Listed records

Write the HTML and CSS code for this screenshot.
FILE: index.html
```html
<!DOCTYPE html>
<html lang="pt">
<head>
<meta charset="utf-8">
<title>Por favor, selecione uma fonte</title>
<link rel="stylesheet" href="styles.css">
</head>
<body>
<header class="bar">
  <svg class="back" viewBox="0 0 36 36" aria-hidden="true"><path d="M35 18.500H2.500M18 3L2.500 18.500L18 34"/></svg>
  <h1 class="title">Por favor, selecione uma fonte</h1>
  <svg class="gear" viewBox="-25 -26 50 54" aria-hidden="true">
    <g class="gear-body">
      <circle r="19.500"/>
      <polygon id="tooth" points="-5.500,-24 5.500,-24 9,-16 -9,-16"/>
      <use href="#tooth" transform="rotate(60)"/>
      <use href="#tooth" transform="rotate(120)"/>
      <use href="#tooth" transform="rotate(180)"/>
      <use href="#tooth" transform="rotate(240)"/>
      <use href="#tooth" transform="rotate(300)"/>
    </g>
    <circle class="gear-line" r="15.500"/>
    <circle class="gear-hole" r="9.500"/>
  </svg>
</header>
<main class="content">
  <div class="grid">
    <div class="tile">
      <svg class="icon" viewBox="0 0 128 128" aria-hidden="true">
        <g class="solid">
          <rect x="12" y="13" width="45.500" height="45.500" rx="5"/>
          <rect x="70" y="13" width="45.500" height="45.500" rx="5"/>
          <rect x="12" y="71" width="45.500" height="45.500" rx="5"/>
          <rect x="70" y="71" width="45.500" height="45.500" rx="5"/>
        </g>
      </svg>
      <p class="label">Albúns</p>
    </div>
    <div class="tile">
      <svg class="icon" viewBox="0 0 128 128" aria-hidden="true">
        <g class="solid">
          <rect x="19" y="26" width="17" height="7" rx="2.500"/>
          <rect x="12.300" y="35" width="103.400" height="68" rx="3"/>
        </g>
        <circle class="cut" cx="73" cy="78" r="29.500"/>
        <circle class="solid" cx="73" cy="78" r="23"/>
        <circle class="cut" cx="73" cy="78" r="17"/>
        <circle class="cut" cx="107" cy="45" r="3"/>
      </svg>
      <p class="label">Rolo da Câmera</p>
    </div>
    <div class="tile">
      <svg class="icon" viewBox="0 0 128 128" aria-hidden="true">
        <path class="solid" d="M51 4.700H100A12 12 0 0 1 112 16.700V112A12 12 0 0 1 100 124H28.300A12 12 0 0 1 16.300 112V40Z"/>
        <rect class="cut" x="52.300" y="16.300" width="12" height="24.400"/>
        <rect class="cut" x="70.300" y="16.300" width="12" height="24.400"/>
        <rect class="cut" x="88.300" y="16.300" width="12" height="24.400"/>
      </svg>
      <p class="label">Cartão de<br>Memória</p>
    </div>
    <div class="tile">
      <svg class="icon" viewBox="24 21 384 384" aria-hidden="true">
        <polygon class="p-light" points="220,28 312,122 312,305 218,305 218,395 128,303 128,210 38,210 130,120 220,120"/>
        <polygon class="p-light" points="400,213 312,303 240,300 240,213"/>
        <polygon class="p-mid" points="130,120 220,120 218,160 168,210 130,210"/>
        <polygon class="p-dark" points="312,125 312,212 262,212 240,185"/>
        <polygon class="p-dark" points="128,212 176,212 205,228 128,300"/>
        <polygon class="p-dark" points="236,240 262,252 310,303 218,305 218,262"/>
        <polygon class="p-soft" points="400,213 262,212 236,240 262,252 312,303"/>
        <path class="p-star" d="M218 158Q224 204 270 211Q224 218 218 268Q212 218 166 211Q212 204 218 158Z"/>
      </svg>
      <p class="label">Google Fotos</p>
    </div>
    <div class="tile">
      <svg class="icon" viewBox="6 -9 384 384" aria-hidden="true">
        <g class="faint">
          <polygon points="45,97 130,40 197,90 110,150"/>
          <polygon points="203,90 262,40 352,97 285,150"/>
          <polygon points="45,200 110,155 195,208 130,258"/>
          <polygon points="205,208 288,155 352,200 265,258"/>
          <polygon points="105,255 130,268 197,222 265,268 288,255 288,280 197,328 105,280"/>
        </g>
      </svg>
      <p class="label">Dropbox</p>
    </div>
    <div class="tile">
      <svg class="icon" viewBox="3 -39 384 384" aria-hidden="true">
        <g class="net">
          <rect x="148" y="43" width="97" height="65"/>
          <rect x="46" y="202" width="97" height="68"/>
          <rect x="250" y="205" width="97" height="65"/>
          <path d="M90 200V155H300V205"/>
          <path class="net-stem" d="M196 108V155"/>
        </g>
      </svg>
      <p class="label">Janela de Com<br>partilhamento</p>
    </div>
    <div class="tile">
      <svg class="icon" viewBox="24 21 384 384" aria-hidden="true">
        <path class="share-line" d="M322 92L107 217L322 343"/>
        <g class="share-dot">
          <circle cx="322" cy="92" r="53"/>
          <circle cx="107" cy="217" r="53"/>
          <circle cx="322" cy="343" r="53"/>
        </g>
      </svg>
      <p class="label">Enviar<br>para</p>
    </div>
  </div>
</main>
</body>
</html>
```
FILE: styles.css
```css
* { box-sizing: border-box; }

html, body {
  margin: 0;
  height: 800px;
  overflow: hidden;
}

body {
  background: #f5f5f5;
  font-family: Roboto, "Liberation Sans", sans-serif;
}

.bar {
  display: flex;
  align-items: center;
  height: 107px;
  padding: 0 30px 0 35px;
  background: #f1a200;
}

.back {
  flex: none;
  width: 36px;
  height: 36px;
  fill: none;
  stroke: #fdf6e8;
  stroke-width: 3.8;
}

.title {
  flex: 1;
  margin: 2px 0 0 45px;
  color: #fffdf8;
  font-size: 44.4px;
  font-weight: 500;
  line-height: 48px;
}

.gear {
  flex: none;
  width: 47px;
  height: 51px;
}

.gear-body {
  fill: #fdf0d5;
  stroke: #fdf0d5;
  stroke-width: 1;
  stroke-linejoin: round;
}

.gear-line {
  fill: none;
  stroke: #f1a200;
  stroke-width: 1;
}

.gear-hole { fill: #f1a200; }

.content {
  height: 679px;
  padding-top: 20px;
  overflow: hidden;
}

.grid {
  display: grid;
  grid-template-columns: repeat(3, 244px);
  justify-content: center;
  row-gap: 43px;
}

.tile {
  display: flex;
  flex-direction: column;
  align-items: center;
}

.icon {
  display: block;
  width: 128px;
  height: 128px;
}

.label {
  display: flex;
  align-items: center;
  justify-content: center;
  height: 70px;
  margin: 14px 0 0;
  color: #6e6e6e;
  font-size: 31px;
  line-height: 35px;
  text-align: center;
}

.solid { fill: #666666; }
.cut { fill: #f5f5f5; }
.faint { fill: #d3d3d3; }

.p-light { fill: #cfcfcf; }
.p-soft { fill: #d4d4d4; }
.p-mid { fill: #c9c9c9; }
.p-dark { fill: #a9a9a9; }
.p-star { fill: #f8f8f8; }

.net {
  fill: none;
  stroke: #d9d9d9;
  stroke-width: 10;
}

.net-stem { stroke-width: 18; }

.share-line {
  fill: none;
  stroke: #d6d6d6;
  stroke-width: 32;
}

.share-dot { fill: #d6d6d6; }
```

* * *

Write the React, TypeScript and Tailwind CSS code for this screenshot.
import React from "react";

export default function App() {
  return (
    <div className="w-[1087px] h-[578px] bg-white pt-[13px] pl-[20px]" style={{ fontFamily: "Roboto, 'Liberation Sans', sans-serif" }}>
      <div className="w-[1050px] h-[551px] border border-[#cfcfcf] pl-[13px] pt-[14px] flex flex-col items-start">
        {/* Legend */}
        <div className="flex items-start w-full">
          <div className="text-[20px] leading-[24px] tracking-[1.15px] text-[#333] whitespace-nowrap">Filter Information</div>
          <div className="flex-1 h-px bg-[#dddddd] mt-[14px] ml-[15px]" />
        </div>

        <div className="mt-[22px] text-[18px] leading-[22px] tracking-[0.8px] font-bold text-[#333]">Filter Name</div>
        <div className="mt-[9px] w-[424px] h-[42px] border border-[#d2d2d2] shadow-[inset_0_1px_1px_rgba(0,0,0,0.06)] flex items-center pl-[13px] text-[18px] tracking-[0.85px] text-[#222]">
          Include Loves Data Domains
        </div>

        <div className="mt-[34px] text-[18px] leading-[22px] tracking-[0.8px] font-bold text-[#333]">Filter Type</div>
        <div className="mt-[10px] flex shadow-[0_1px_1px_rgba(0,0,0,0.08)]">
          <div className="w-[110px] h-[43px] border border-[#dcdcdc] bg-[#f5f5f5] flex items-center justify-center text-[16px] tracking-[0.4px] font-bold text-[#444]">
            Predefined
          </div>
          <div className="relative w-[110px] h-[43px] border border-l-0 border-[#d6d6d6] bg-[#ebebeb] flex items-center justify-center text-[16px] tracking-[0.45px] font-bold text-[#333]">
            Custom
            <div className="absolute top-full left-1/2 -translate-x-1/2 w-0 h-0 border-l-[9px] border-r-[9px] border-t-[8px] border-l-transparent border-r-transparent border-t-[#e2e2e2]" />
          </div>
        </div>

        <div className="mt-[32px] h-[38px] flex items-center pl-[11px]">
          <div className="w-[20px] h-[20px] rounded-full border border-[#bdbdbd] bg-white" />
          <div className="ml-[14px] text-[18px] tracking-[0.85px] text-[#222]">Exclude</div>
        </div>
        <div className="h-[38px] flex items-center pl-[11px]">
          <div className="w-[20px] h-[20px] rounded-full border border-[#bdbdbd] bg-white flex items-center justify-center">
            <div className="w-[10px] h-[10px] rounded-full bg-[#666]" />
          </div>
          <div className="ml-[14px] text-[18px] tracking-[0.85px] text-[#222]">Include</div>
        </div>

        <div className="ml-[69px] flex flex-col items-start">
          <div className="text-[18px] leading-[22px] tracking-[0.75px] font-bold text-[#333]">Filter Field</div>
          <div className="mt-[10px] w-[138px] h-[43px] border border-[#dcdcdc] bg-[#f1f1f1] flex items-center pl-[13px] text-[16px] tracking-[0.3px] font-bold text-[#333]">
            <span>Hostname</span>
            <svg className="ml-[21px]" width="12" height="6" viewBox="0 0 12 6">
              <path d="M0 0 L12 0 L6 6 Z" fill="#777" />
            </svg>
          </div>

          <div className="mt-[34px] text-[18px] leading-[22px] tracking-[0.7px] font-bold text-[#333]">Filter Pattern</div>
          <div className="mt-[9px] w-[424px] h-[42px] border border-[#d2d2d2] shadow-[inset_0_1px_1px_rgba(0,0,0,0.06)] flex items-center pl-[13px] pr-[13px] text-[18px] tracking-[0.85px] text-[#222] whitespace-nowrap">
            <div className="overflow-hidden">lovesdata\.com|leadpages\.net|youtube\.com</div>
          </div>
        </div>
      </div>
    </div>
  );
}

---

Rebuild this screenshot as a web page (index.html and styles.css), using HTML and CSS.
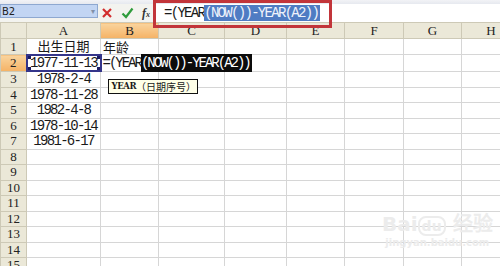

Problem to work on
Identify each line in the records above that contains the word "index", and copy it out in full.

Final answer
FILE: index.html
Rebuild this screenshot as a web page (index.html and styles.css), using HTML and CSS.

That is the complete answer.